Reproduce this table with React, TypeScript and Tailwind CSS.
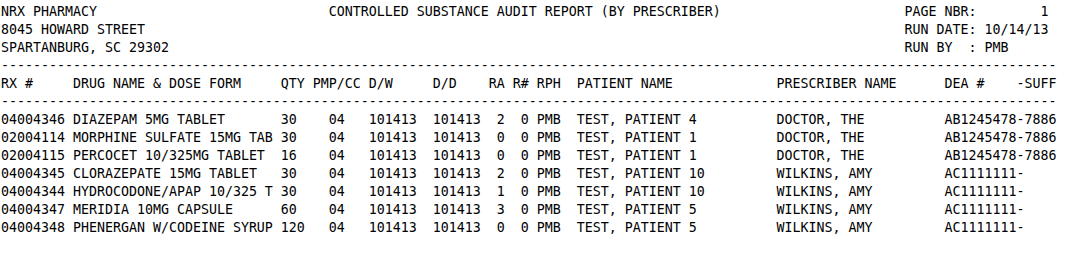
import React from "react";

type Part = [number, string];

function place(parts: Part[]): string {
  let s = "";
  for (const [col, text] of parts) {
    if (s.length < col) s = s + " ".repeat(col - s.length);
    s = s + text;
  }
  return s;
}

const DASHES = "-".repeat(132);

const rows = [
  ["04004346", "DIAZEPAM 5MG TABLET", "30", "2", "TEST, PATIENT 4", "DOCTOR, THE", "AB1245478-7886"],
  ["02004114", "MORPHINE SULFATE 15MG TAB", "30", "0", "TEST, PATIENT 1", "DOCTOR, THE", "AB1245478-7886"],
  ["02004115", "PERCOCET 10/325MG TABLET", "16", "0", "TEST, PATIENT 1", "DOCTOR, THE", "AB1245478-7886"],
  ["04004345", "CLORAZEPATE 15MG TABLET", "30", "2", "TEST, PATIENT 10", "WILKINS, AMY", "AC1111111-"],
  ["04004344", "HYDROCODONE/APAP 10/325 T", "30", "1", "TEST, PATIENT 10", "WILKINS, AMY", "AC1111111-"],
  ["04004347", "MERIDIA 10MG CAPSULE", "60", "3", "TEST, PATIENT 5", "WILKINS, AMY", "AC1111111-"],
  ["04004348", "PHENERGAN W/CODEINE SYRUP", "120", "0", "TEST, PATIENT 5", "WILKINS, AMY", "AC1111111-"],
];

const lines: string[] = [
  place([[0, "NRX PHARMACY"], [41, "CONTROLLED SUBSTANCE AUDIT REPORT (BY PRESCRIBER)"], [113, "PAGE NBR:"], [130, "1"]]),
  place([[0, "8045 HOWARD STREET"], [113, "RUN DATE: 10/14/13"]]),
  place([[0, "SPARTANBURG, SC 29302"], [113, "RUN BY  : PMB"]]),
  DASHES,
  place([
    [0, "RX #"],
    [9, "DRUG NAME & DOSE FORM"],
    [35, "QTY"],
    [39, "PMP/CC"],
    [46, "D/W"],
    [54, "D/D"],
    [61, "RA"],
    [64, "R#"],
    [67, "RPH"],
    [72, "PATIENT NAME"],
    [97, "PRESCRIBER NAME"],
    [118, "DEA #"],
    [127, "-SUFF"],
  ]),
  DASHES,
  ...rows.map((r) =>
    place([
      [0, r[0]],
      [9, r[1]],
      [35, r[2]],
      [41, "04"],
      [46, "101413"],
      [54, "101413"],
      [62, r[3]],
      [65, "0"],
      [67, "PMB"],
      [72, r[4]],
      [97, r[5]],
      [118, r[6]],
    ])
  ),
];

export default function App() {
  return (
    <div className="w-[1077px] h-[263px] bg-white overflow-hidden">
      <div
        className="pt-[3px] pl-[1px] text-[13.29px] leading-[18px] text-black"
        style={{ fontFamily: '"DejaVu Sans Mono", "Liberation Mono", monospace' }}
      >
        {lines.map((l, i) => (
          <div key={i} className="whitespace-pre h-[18px]">
            {l}
          </div>
        ))}
      </div>
    </div>
  );
}
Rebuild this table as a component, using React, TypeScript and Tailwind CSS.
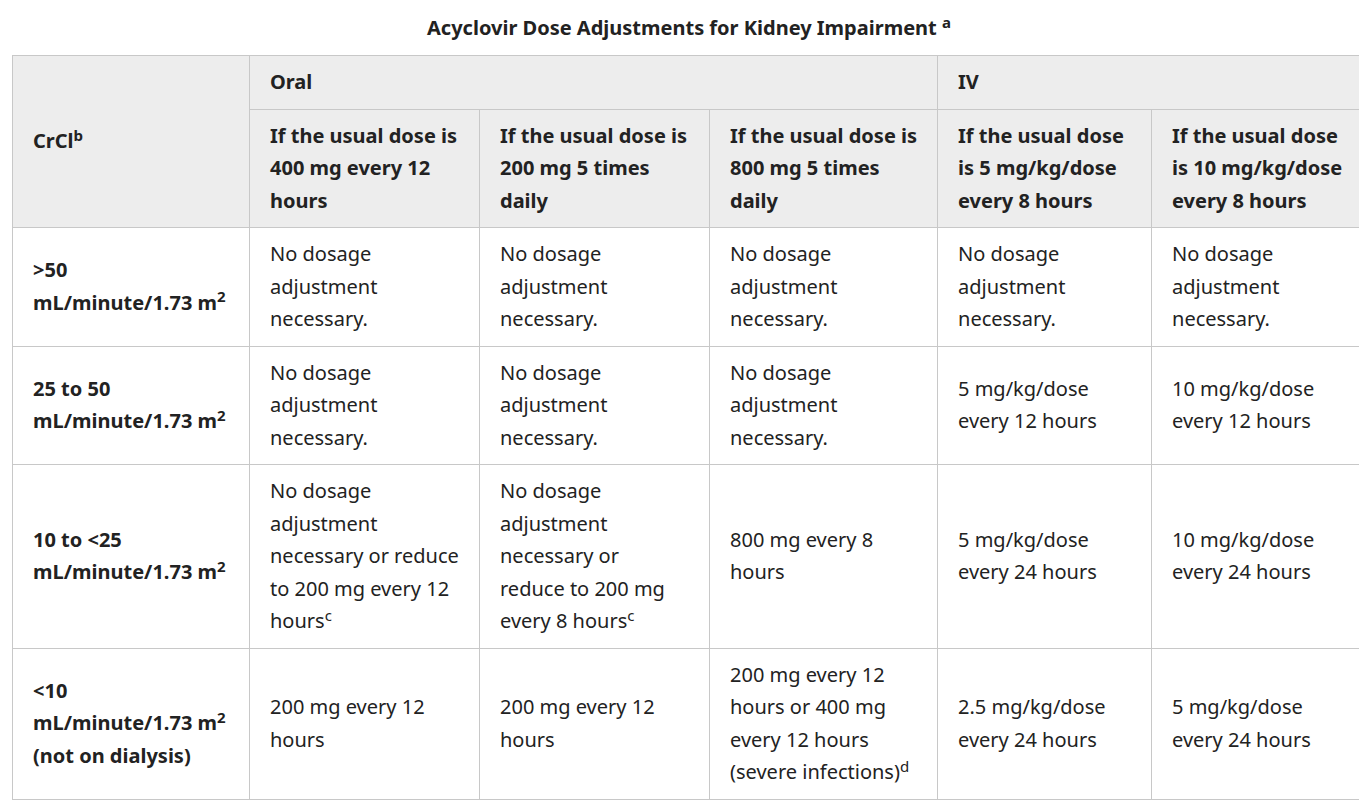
import React from "react";

const td = "border border-[#c8c8c8] px-5 py-[10px] align-middle text-left";
const th = "border border-[#c8c8c8] px-5 py-[10px] align-middle text-left font-bold bg-[#ededed]";

const nd = "No dosage adjustment necessary.";

function Sup({ c }: { c: string }) {
  return <sup className="text-[15px]">{c}</sup>;
}

function Crcl({ a, b }: { a: string; b?: string }) {
  return (
    <>
      {a}
      <br />
      mL/minute/1.73 m<sup className="text-[15px]">2</sup>
      {b && (
        <>
          <br />
          {b}
        </>
      )}
    </>
  );
}

export default function App() {
  return (
    <div className="w-[1359px] h-[808px] overflow-hidden bg-white">
      <div
        className="w-[1378px] text-[#222222] text-[20px] leading-[32.5px]"
        style={{ fontFamily: '"Noto Sans", "Open Sans", sans-serif' }}
      >
        <div className="text-center font-bold text-[20px] pt-[12px] h-[55px]">
          Acyclovir Dose Adjustments for Kidney Impairment <Sup c="a" />
        </div>
        <table className="ml-[12px] border-collapse table-fixed w-[1354px]">
          <colgroup>
            <col className="w-[237px]" />
            <col className="w-[230px]" />
            <col className="w-[230px]" />
            <col className="w-[228px]" />
            <col className="w-[214px]" />
            <col className="w-[215px]" />
          </colgroup>
          <thead>
            <tr>
              <th className={th} rowSpan={2}>
                CrCl<Sup c="b" />
              </th>
              <th className={th} colSpan={3}>
                Oral
              </th>
              <th className={th} colSpan={2}>
                IV
              </th>
            </tr>
            <tr>
              <th className={th}>If the usual dose is 400 mg every 12 hours</th>
              <th className={th}>If the usual dose is 200 mg 5 times daily</th>
              <th className={th}>
                <span className="whitespace-nowrap">If the usual dose is</span> 800 mg 5 times daily
              </th>
              <th className={th}>If the usual dose is 5 mg/kg/dose every 8 hours</th>
              <th className={th}>If the usual dose is 10 mg/kg/dose every 8 hours</th>
            </tr>
          </thead>
          <tbody>
            <tr>
              <td className={td + " font-bold"}>
                <Crcl a=">50" />
              </td>
              <td className={td}>{nd}</td>
              <td className={td}>{nd}</td>
              <td className={td}>{nd}</td>
              <td className={td}>{nd}</td>
              <td className={td}>{nd}</td>
            </tr>
            <tr>
              <td className={td + " font-bold"}>
                <Crcl a="25 to 50" />
              </td>
              <td className={td}>{nd}</td>
              <td className={td}>{nd}</td>
              <td className={td}>{nd}</td>
              <td className={td}>5 mg/kg/dose every 12 hours</td>
              <td className={td}>10 mg/kg/dose every 12 hours</td>
            </tr>
            <tr>
              <td className={td + " font-bold"}>
                <Crcl a="10 to <25" />
              </td>
              <td className={td}>
                No dosage adjustment necessary or reduce to 200 mg every 12 hours
                <Sup c="c" />
              </td>
              <td className={td}>
                No dosage
                <br />
                adjustment
                <br />
                necessary or
                <br />
                reduce to 200 mg
                <br />
                every 8 hours
                <Sup c="c" />
              </td>
              <td className={td}>800 mg every 8 hours</td>
              <td className={td}>5 mg/kg/dose every 24 hours</td>
              <td className={td}>10 mg/kg/dose every 24 hours</td>
            </tr>
            <tr>
              <td className={td + " font-bold"}>
                <Crcl a="<10" b="(not on dialysis)" />
              </td>
              <td className={td}>200 mg every 12 hours</td>
              <td className={td}>200 mg every 12 hours</td>
              <td className={td}>
                200 mg every 12 hours or 400 mg every 12 hours (severe infections)
                <Sup c="d" />
              </td>
              <td className={td}>2.5 mg/kg/dose every 24 hours</td>
              <td className={td}>5 mg/kg/dose every 24 hours</td>
            </tr>
          </tbody>
        </table>
      </div>
    </div>
  );
}
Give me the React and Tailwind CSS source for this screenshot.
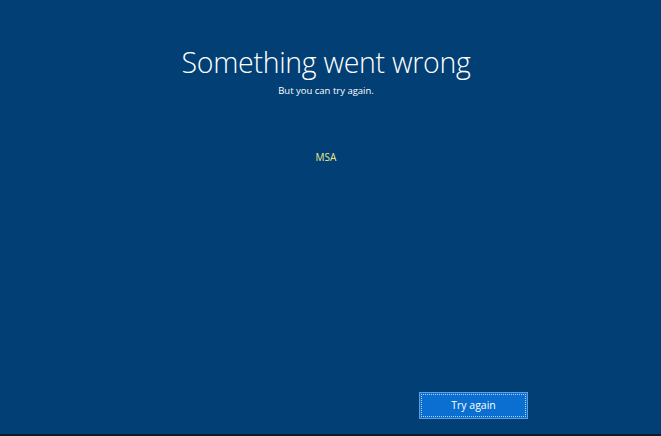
import React from "react";

const Screen = () => {
  return (
    <div className="w-[661px] h-[436px] bg-[#023f74] flex flex-col overflow-hidden font-['Open_Sans',sans-serif] border-b-2 border-[#0d1c2a]">
      <div className="flex flex-col items-center pr-[9px]">
        <h1 className="mt-[42px] text-[28.5px] leading-[40px] font-light text-white tracking-[-0.3px]">
          Something went wrong
        </h1>
        <p className="mt-[2px] text-[9.5px] leading-[14px] text-white">But you can try again.</p>
        <p className="mt-[52px] text-[10px] leading-[14px] text-[#e8e88a]">MSA</p>
      </div>
      <div className="flex-1" />
      <div className="flex justify-end pr-[133px] mb-[15px]">
        <button
          type="button"
          className="w-[109px] h-[27px] bg-[#0a6fd0] border border-[#5d9fe0] outline outline-1 outline-dotted outline-white/70 -outline-offset-[3px] text-white text-[10.5px]"
        >
          Try again
        </button>
      </div>
    </div>
  );
};

export default function App() {
  return <Screen />;
}
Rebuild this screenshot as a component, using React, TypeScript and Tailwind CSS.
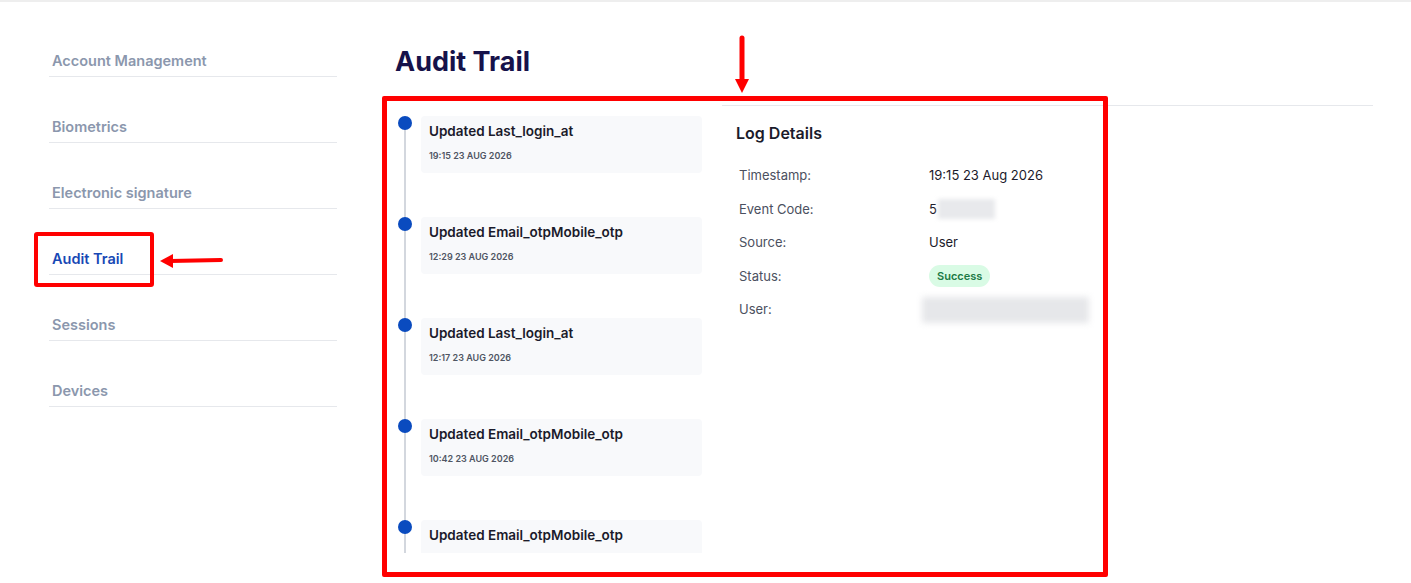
import React from "react";

const navItems = [
  { label: "Account Management", active: false },
  { label: "Biometrics", active: false },
  { label: "Electronic signature", active: false },
  { label: "Audit Trail", active: true },
  { label: "Sessions", active: false },
  { label: "Devices", active: false },
];

// last entry is cut off by the scroll area, its time never shows
const events: { title: string; time?: string }[] = [
  { title: "Updated Last_login_at", time: "19:15 23 AUG 2026" },
  { title: "Updated Email_otpMobile_otp", time: "12:29 23 AUG 2026" },
  { title: "Updated Last_login_at", time: "12:17 23 AUG 2026" },
  { title: "Updated Email_otpMobile_otp", time: "10:42 23 AUG 2026" },
  { title: "Updated Email_otpMobile_otp" },
];

const Sidebar = () => (
  <nav className="w-[288px] shrink-0 pt-[9px]">
    {navItems.map((item) => (
      <div
        key={item.label}
        className={
          "border-b border-[#e6e8ec] pt-[40px] pb-[5px] pl-[3px] text-[14.5px] font-semibold leading-[20px] " +
          (item.active ? "text-[#1848b5]" : "text-[#8b97ad]")
        }
      >
        {item.label}
      </div>
    ))}
  </nav>
);

const Timeline = () => (
  <div className="relative h-[448px] w-[310px] shrink-0 overflow-hidden pt-[11px] pl-[3px]">
    {/* vertical rail */}
    <div className="absolute left-[9px] top-[18px] bottom-0 w-[2px] bg-[#d3d7de]" />
    <div className="flex flex-col gap-[44px]">
      {events.map((ev, i) => (
        <div key={i} className="relative flex gap-[9px]">
          <div className="z-10 h-[14px] w-[14px] shrink-0 rounded-full bg-[#0a4bbf]" />
          <div className="h-[57px] w-[281px] rounded-[4px] bg-[#f8f9fb] px-[8px] pt-[6px]">
            <div className="text-[13.5px] font-semibold leading-[18px] text-[#1b1b2b]">
              {ev.title}
            </div>
            {ev.time && (
              <div className="mt-[10px] text-[9px] font-semibold leading-[12px] text-[#4f5563]">
                {ev.time}
              </div>
            )}
          </div>
        </div>
      ))}
    </div>
  </div>
);

const DetailRow = ({
  label,
  children,
}: {
  label: string;
  children: React.ReactNode;
}) => (
  <div className="flex h-[33.5px] items-center">
    <div className="w-[190px] text-[13px] text-[#4b5060]">{label}</div>
    <div className="text-[13px] text-[#1b1b2b]">{children}</div>
  </div>
);

const LogDetails = () => (
  <div className="flex-1 border-t border-[#e6e8ec] pl-[14px] pt-[15px]">
    <h2 className="text-[16px] font-semibold leading-[24px] text-[#1b1b2b]">
      Log Details
    </h2>
    <div className="mt-[14px] pl-[3px]">
      <DetailRow label="Timestamp:">19:15 23 Aug 2026</DetailRow>
      <DetailRow label="Event Code:">
        <span className="flex items-center">
          5
          <span className="ml-[1px] h-[20px] w-[57px] bg-[#e8e9ec] blur-[2px]" />
        </span>
      </DetailRow>
      <DetailRow label="Source:">User</DetailRow>
      <DetailRow label="Status:">
        <span className="inline-flex h-[22px] items-center rounded-full bg-[#d9fbe5] px-[8px] text-[11px] font-semibold text-[#1c7a45]">
          Success
        </span>
      </DetailRow>
      <DetailRow label="User:">
        <span className="-ml-[7px] block h-[26px] w-[167px] bg-[#e6e7ea] blur-[3px]" />
      </DetailRow>
    </div>
  </div>
);

const App = () => {
  return (
    <div
      className="relative min-h-[583px] border-t-2 border-[#eeeeee] bg-white"
      style={{ fontFamily: "Inter, 'Noto Sans', sans-serif" }}
    >
      <div className="flex pl-[49px] pr-[38px]">
        <Sidebar />
        <main className="ml-[58px] flex-1">
          <h1 className="mt-[44px] text-[27px] font-bold leading-[32px] text-[#16124a]">
            Audit Trail
          </h1>
          <div className="mt-[27px] flex gap-[17px]">
            <Timeline />
            <LogDetails />
          </div>
        </main>
      </div>

      {/* annotation overlays */}
      <div className="pointer-events-none absolute left-[34px] top-[230px] h-[55px] w-[120px] rounded-[3px] border-[4px] border-[#ff0000]" />
      <svg
        className="pointer-events-none absolute left-[158px] top-[250px]"
        width="68"
        height="18"
        viewBox="0 0 68 18"
      >
        <line x1="12" y1="9" x2="63" y2="8" stroke="#ff0000" strokeWidth="4" strokeLinecap="round" />
        <polygon points="2,9 15,2 15,16" fill="#ff0000" />
      </svg>
      <div className="pointer-events-none absolute left-[382px] top-[94px] h-[481px] w-[726px] rounded-[2px] border-[5px] border-[#ff0000]" />
      <svg
        className="pointer-events-none absolute left-[733px] top-[33px]"
        width="18"
        height="60"
        viewBox="0 0 18 60"
      >
        <line x1="9" y1="3" x2="9" y2="46" stroke="#ff0000" strokeWidth="5" strokeLinecap="round" />
        <polygon points="2,44 16,44 9,58" fill="#ff0000" />
      </svg>
    </div>
  );
};

export default App;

________________________

## EXERCISE
Give again, word for word, every line from the top of the data above to the line holding "type Part = [number, string];", inclusive, with the pictures left out.

## EXERCISE OUTPUT
Reproduce this table with React, TypeScript and Tailwind CSS.
import React from "react";

type Part = [number, string];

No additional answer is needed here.